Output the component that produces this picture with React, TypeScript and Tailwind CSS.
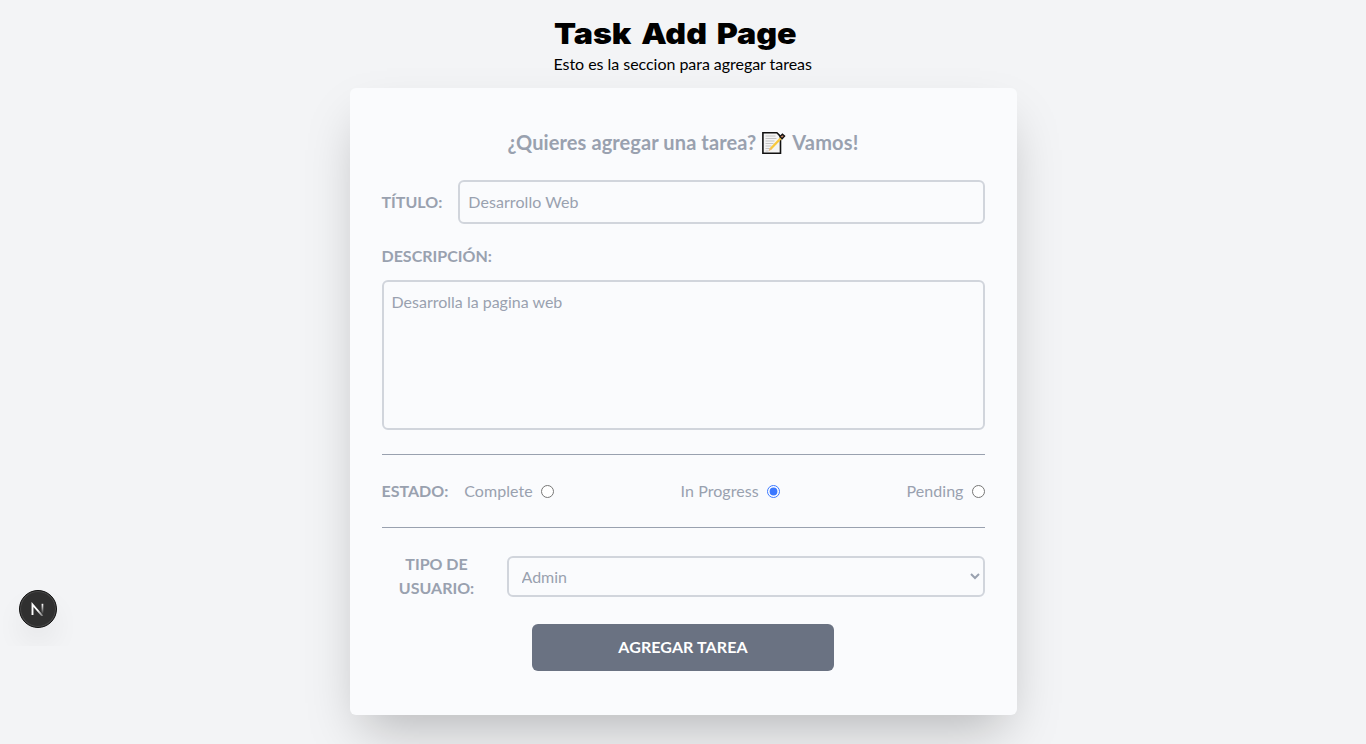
import { useState } from 'react';

const states = ['Complete', 'In Progress', 'Pending'];

function NoteIcon() {
  return (
    <svg className="mt-px h-6 w-6 shrink-0" viewBox="0 0 24 24" fill="none">
      <path d="M.9 1.8h14l3.6 3.6v16.8H.9z" fill="#f4f4f4" stroke="#111" strokeWidth="1.6" />
      <path d="M3.5 5h10M3.5 7.5h11M3.5 10h9M3.5 12.5h8M3.5 15h6M3.5 17.5h4M3.5 20h3" stroke="#c4c4c4" strokeWidth="1" />
      <path d="M8 18.5 20 6" stroke="#f8c83c" strokeWidth="2.4" />
      <path d="m7 19.6 2-2.2" stroke="#e8b688" strokeWidth="1.4" />
      <path d="m18 5.6 2.4-2.4 2.2 1.8-2.5 2.7z" fill="#c98468" stroke="#111" strokeWidth="1.3" />
    </svg>
  );
}

function DevBadge() {
  return (
    <div className="absolute top-[590px] left-0 h-14 w-[80px] overflow-hidden">
      <div className="absolute top-0 left-[19px] flex h-[38px] w-[38px] items-center justify-center rounded-full border border-[#111] bg-[#303030] shadow-[inset_0_0_0_1px_#4a4a4a,0_16px_32px_-8px_rgba(0,0,0,0.16)]">
        <svg className="h-[14px] w-[14px]" viewBox="0 0 14 14" fill="none">
          <defs>
            <linearGradient id="diag" x1="7" y1="8" x2="12" y2="14" gradientUnits="userSpaceOnUse">
              <stop stopColor="#fff" />
              <stop offset="1" stopColor="#fff" stopOpacity="0.3" />
            </linearGradient>
            <linearGradient id="stem" x1="0" y1="2" x2="0" y2="12" gradientUnits="userSpaceOnUse">
              <stop stopColor="#fff" />
              <stop offset="1" stopColor="#fff" stopOpacity="0" />
            </linearGradient>
          </defs>
          <path d="M1.5 13V2.5L11.5 14" stroke="url(#diag)" strokeWidth="1.9" />
          <path d="M10.6 1.8h1.7v10.7h-1.7z" fill="url(#stem)" />
        </svg>
      </div>
    </div>
  );
}

export default function App() {
  const [status, setStatus] = useState('In Progress');
  return (
    <main className="relative flex h-[744px] flex-col items-center overflow-hidden bg-gray-100 pt-4 font-['Lato',sans-serif] text-base text-black">
      <DevBadge />
      <header className="h-[72px] w-[259px]">
        <h1 className="h-9 origin-left scale-x-[1.11] font-['Inter',sans-serif] text-[29px] leading-9 font-black [word-spacing:3px] whitespace-nowrap">Task Add Page</h1>
        <p className="leading-6 tracking-[-0.04px] whitespace-nowrap">Esto es la seccion para agregar tareas</p>
      </header>
      <form
        className="flex h-[627px] w-[667px] shrink-0 flex-col rounded-md bg-[#fafbfd] px-8 pt-10 text-gray-400 shadow-2xl"
        onSubmit={(e) => e.preventDefault()}
      >
        <h2 className="flex h-7 items-center justify-center gap-[6px] text-xl font-bold">
          <span className="tracking-[0.1px]">¿Quieres agregar una tarea?</span>
          <NoteIcon />
          <span className="tracking-[0.2px]">Vamos!</span>
        </h2>
        <div className="mt-6 flex items-center gap-4">
          <label htmlFor="title" className="font-bold">TÍTULO:</label>
          <input id="title" placeholder="Desarrollo Web" className="h-11 min-w-0 flex-1 rounded-md border-2 border-gray-300 px-2 pb-[2px] tracking-[0.07px] placeholder:text-gray-400" />
        </div>
        <label htmlFor="description" className="mt-5 h-6 font-bold">DESCRIPCIÓN:</label>
        <textarea id="description" placeholder="Desarrolla la pagina web" className="mt-3 h-[150px] shrink-0 resize-none rounded-md border-2 border-gray-300 p-2 placeholder:text-gray-400" />
        <hr className="mt-6 border-gray-400" />
        <div className="flex h-[72px] shrink-0 items-center gap-4">
          <span className="font-bold">ESTADO:</span>
          <div className="flex flex-1 justify-between">
            {states.map((s) => (
              <label key={s} className="flex items-center gap-2 tracking-[0.06px]">
                {s}
                <input type="radio" name="status" checked={status === s} onChange={() => setStatus(s)} className="h-[13px] w-[13px] accent-[#3b78ff]" />
              </label>
            ))}
          </div>
        </div>
        <hr className="border-gray-400" />
        <div className="mt-6 flex items-center gap-4">
          <label htmlFor="role" className="w-[109px] pl-px text-center font-bold">TIPO DE USUARIO:</label>
          <select id="role" className="h-[41px] min-w-0 flex-1 rounded-md border-2 border-gray-300 pr-2 pl-[9px]">
            <option>Admin</option>
            <option>User</option>
          </select>
        </div>
        <button className="mt-6 h-[47px] w-[302px] self-center rounded-md bg-gray-500 pb-[2px] font-bold tracking-[0.1px] text-white">AGREGAR TAREA</button>
      </form>
    </main>
  );
}
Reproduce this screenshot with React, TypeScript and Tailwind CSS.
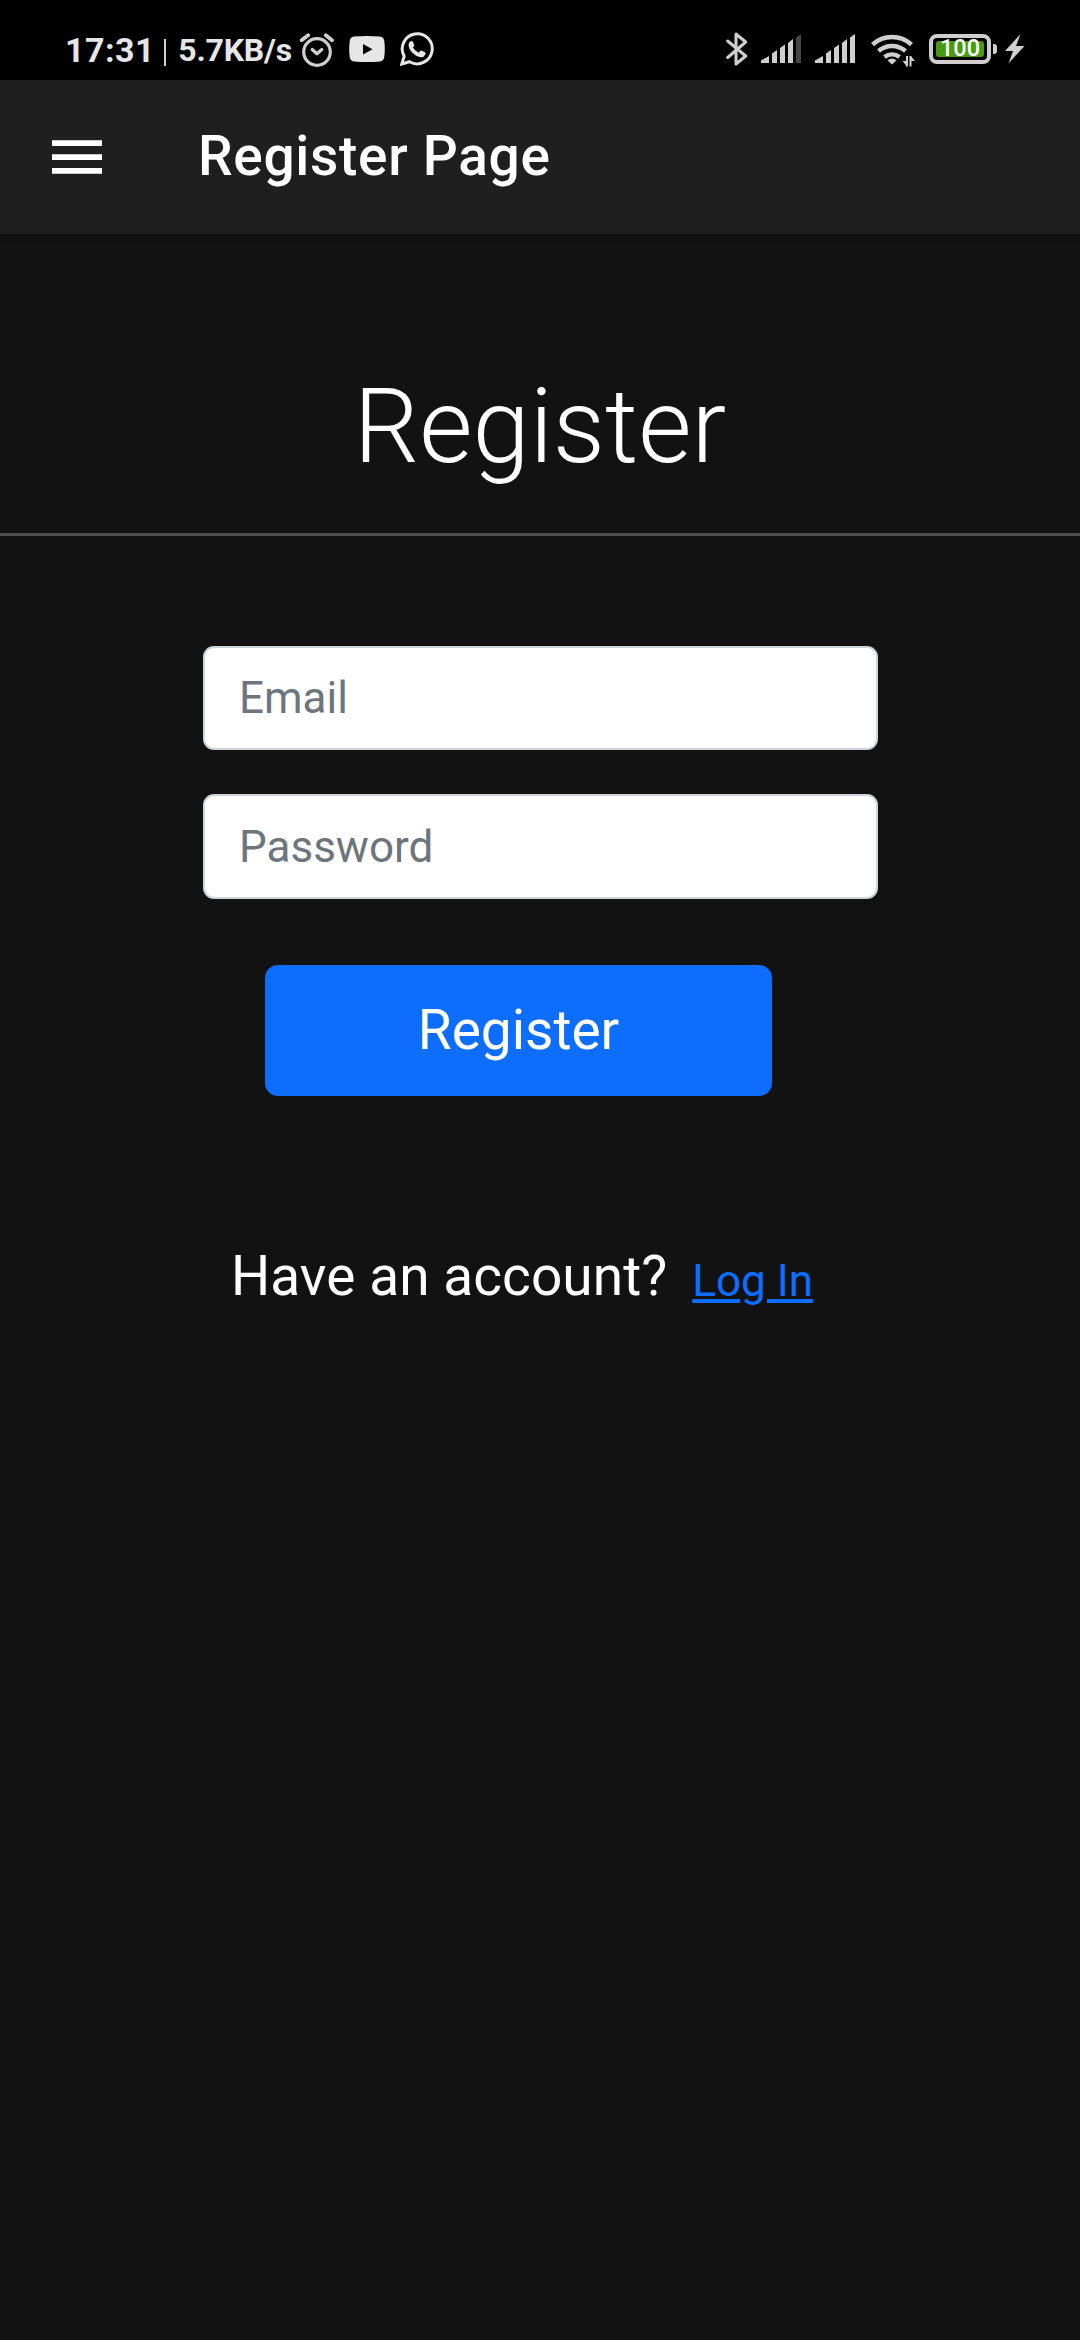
import type { ReactNode } from 'react';

function Signal({ dimLast = false }: { dimLast?: boolean }) {
  return (
    <svg width="40" height="30" viewBox="0 0 40 30" fill="#cfcfcf" className="block shrink-0">
      <path d="M0 29V26.5L8 22V29Z" />
      <path d="M11 29V19.5L16 16V29Z" />
      <path d="M19 29V14L24 10.5V29Z" />
      <path d="M27 29V9L32 5V29Z" />
      <path d="M35 29V3.5L40 0V29Z" fill={dimLast ? '#454545' : '#cfcfcf'} />
    </svg>
  );
}

function StatusBar() {
  return (
    <div className="flex h-[80px] shrink-0 items-start bg-black text-[#e6e6e6]">
      <div className="flex h-full w-[292px] shrink-0 items-start whitespace-nowrap pl-[65px] font-bold leading-none">
        <span className="mt-[33px] w-[90px] text-[34px] tracking-[0.45px]">17:31</span>
        <span className="mt-[39px] ml-[9px] h-[27px] w-[3px] bg-[#cfcfcf]" />
        <span className="mt-[34px] ml-[12px] text-[32px] tracking-[-0.2px]">5.7KB/s</span>
      </div>
      <svg width="36" height="36" viewBox="0 0 36 36" className="mt-[32px] ml-[7px] shrink-0" fill="none" stroke="#cfcfcf" strokeLinecap="round">
        <circle cx="18" cy="20" r="13.3" strokeWidth="3.2" />
        <path d="M13.2 17.5L18 21.8L22.8 17.5" strokeWidth="3.2" strokeLinejoin="round" />
        <path d="M2.6 8.2L9.2 3.2M26.8 3.2L33 8.2" strokeWidth="3.8" />
      </svg>
      <svg width="36" height="26" viewBox="0 0 36 26" className="mt-[36px] ml-[14px] shrink-0">
        <path fillRule="evenodd" fill="#e6e6e6" d="M5 .5Q18-.5 31 .5Q34.5 1 35.2 4.5Q36.4 13 35.2 21.5Q34.5 25 31 25.5Q18 26.5 5 25.5Q1.5 25 .8 21.5Q-.4 13 .8 4.5Q1.5 1 5 .5ZM14 8V18.5L23.5 13.25Z" />
      </svg>
      <svg width="34" height="34" viewBox="0 0 34 34" className="mt-[32px] ml-[15px] shrink-0">
        <path d="M1.8 32L4.2 24.2A15 15 0 1 1 9.6 29.7Z" fill="none" stroke="#e6e6e6" strokeWidth="3" strokeLinejoin="miter" />
        <path d="M10 9.5Q12 8.3 13 10L14.3 13Q14.5 14 12.9 15.6Q15 19 18.6 20.7L20.3 18.8Q21 18.3 22 18.8L25 20.3Q26 21 25.4 22.5Q24 25.500 20.5 25.3Q16 24.5 12 20.5Q8.8 17 8.5 13.5Q8.5 11 10 9.5Z" fill="#e6e6e6" />
      </svg>

      <svg width="22" height="34" viewBox="0 0 22 34" className="mt-[32px] ml-[292px] shrink-0" fill="none" stroke="#cfcfcf" strokeWidth="3" strokeLinejoin="round" strokeLinecap="round">
        <path d="M1.7 9L19.7 24L10 32V2L19.7 10L1.7 25.5" />
      </svg>
      <div className="mt-[34px] ml-[13px]"><Signal dimLast /></div>
      <div className="mt-[34px] ml-[14px]"><Signal /></div>
      <svg width="44" height="34" viewBox="0 0 44 34" className="mt-[33px] ml-[16px] shrink-0" fill="none" stroke="#cfcfcf" strokeWidth="4.4">
        <path d="M1.5 11.5A29 29 0 0 1 40.5 11.5" />
        <path d="M7.5 18A20.5 20.5 0 0 1 34.5 18" />
        <path d="M13.5 24A12 12 0 0 1 28.5 24" />
        <path d="M16.5 27.5Q21 23.5 25.5 27.5L21 31.5Z" fill="#cfcfcf" stroke="none" />
        <path d="M36 23V33.5M39.5 23V33.5" strokeWidth="2" />
        <path d="M31.500 28L35.8 33.5V28ZM44 28L39.7 23V28Z" fill="#cfcfcf" stroke="none" />
      </svg>
      <div className="mt-[34px] ml-[14px] flex h-[30px] w-[62px] shrink-0 rounded-[8px] border-[4px] border-[#cfcfcf] p-[3px]">
        <div className="flex h-[16px] w-[48px] items-center justify-center rounded-[3px] bg-[#459c12] text-[23.5px] font-medium leading-none text-white">
          100
        </div>
      </div>
      <div className="mt-[44px] ml-[2px] h-[10px] w-[4px] shrink-0 rounded-r-[3px] bg-[#cfcfcf]" />
      <svg width="20" height="30" viewBox="0 0 20 30" className="mt-[34px] ml-[8px] shrink-0" fill="#cfcfcf">
        <path d="M15.5 0L0 17H8L3.5 29.5L19.5 12H11Z" />
      </svg>
    </div>
  );
}

function Field({ children }: { children: ReactNode }) {
  return (
    <div className="flex w-[675px] items-center rounded-[11px] border-2 border-[#ced4da] bg-white pl-[34px] text-[44px] leading-none text-[#6c757d]">
      {children}
    </div>
  );
}

export default function App() {
  return (
    <div className="flex h-[2340px] w-[1080px] flex-col overflow-hidden bg-[#121212] font-[Roboto,sans-serif] text-white">
      <StatusBar />
      <header className="flex h-[154px] shrink-0 items-center bg-[#1f1f1f] shadow-[0_2px_8px_rgba(0,0,0,0.2)]">
        <svg width="50" height="34" viewBox="0 0 50 34" className="ml-[52px]" fill="white">
          <path d="M0 .3H50V6H0ZM0 14.2H50V20H0ZM0 28H50V33.7H0Z" />
        </svg>
        <h1 className="mb-[2px] ml-[96px] text-[55px] font-medium leading-none tracking-[0.7px]">Register Page</h1>
      </header>
      <main className="flex flex-col">
        <h2 className="mt-[133px] text-center text-[103px] font-light leading-[120px]">Register</h2>
        <div className="mt-[46px] h-[3px] bg-[#4d4d4d]" />
        <div className="ml-[203px] mt-[110px] grid grid-rows-[104px_105px] gap-[44px]">
          <Field>Email</Field>
          <Field>Password</Field>
        </div>
        <button className="ml-[265px] mt-[66px] h-[131px] w-[507px] rounded-[13px] bg-[#0d6efd] text-[55px] leading-none">
          Register
        </button>
        <div className="ml-[231px] mt-[145px] flex items-baseline whitespace-nowrap">
          <span className="text-[55px] leading-[70px] tracking-[0.06px]">Have an account?</span>
          <a className="relative top-px ml-[25px] text-[44px] leading-none text-[#0d6efd] underline">Log In</a>
        </div>
      </main>
    </div>
  );
}
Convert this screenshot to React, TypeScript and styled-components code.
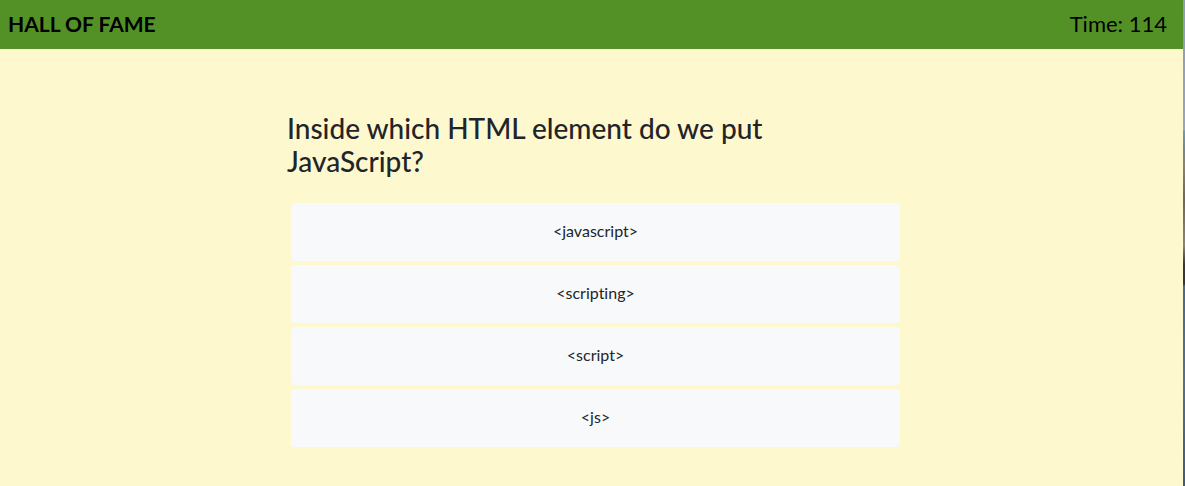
import React from "react";
import styled, { createGlobalStyle } from "styled-components";

const GlobalStyle = createGlobalStyle`
  *, *::before, *::after { box-sizing: border-box; }
  body {
    margin: 0;
    background: #fef8ce;
    color: #212529;
    font-family: "Trebuchet MS", Lato, "Open Sans", sans-serif;
    font-size: 16px;
    line-height: 24px;
    font-variant-ligatures: none;
  }
`;

const Page = styled.div`
  display: flex;
  min-height: 100vh;
`;

const Content = styled.div`
  flex: 1;
  min-width: 0;
`;

const Backdrop = styled.div`
  width: 2px;
  background: linear-gradient(
    #8e9bb8 0,
    #98a5c0 130px,
    #6f9ab5 131px,
    #6f8794 150px,
    #8a8272 165px,
    #6d665c 200px,
    #8b8375 245px,
    #35343a 265px,
    #35343a 284px,
    #48688c 286px,
    #54708f 380px,
    #3f5a7a 100%
  );
`;

const Header = styled.header`
  display: flex;
  align-items: center;
  justify-content: space-between;
  padding: 7px 16px 9px 8px;
  background: #539127;
  color: #000;
  font-size: 22px;
  line-height: 33px;
`;

const FameLink = styled.a`
  color: inherit;
  font-size: 21px;
  font-weight: 700;
  text-decoration: none;
`;

const Quiz = styled.main`
  max-width: 625px;
  margin: 0 auto;
  padding: 63px 0 32px 8px;
`;

const Question = styled.h1`
  max-width: 560px;
  margin: 0 0 25px;
  font-size: 28px;
  font-weight: 500;
  line-height: 33px;
`;

const Answers = styled.div`
  display: flex;
  flex-direction: column;
  gap: 4px;
  padding: 0 4px;
`;

const Answer = styled.button`
  padding: 16px 12px 18px;
  border: 0;
  border-radius: 4px;
  background: #f8f9fb;
  color: inherit;
  font: inherit;
  font-variant-ligatures: none;
  cursor: pointer;
`;

const answers = ["<javascript>", "<scripting>", "<script>", "<js>"];

export default function App() {
  return (
    <>
      <GlobalStyle />
      <Page>
        <Content>
          <Header>
            <FameLink href="#hall-of-fame">HALL OF FAME</FameLink>
            <span>Time: 114</span>
          </Header>
          <Quiz>
            <Question>Inside which HTML element do we put JavaScript?</Question>
            <Answers>
              {answers.map((answer) => (
                <Answer key={answer} type="button">{answer}</Answer>
              ))}
            </Answers>
          </Quiz>
        </Content>
        <Backdrop />
      </Page>
    </>
  );
}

•••

▶ **Goal**
Take the lines from the first line of the entries through the line with "const states = ['Complete', 'In", inclusive, and give them again exactly, minus any pictures.

▶ **Output**
Output the component that produces this picture with React, TypeScript and Tailwind CSS.
import { useState } from 'react';

const states = ['Complete', 'In Progress', 'Pending'];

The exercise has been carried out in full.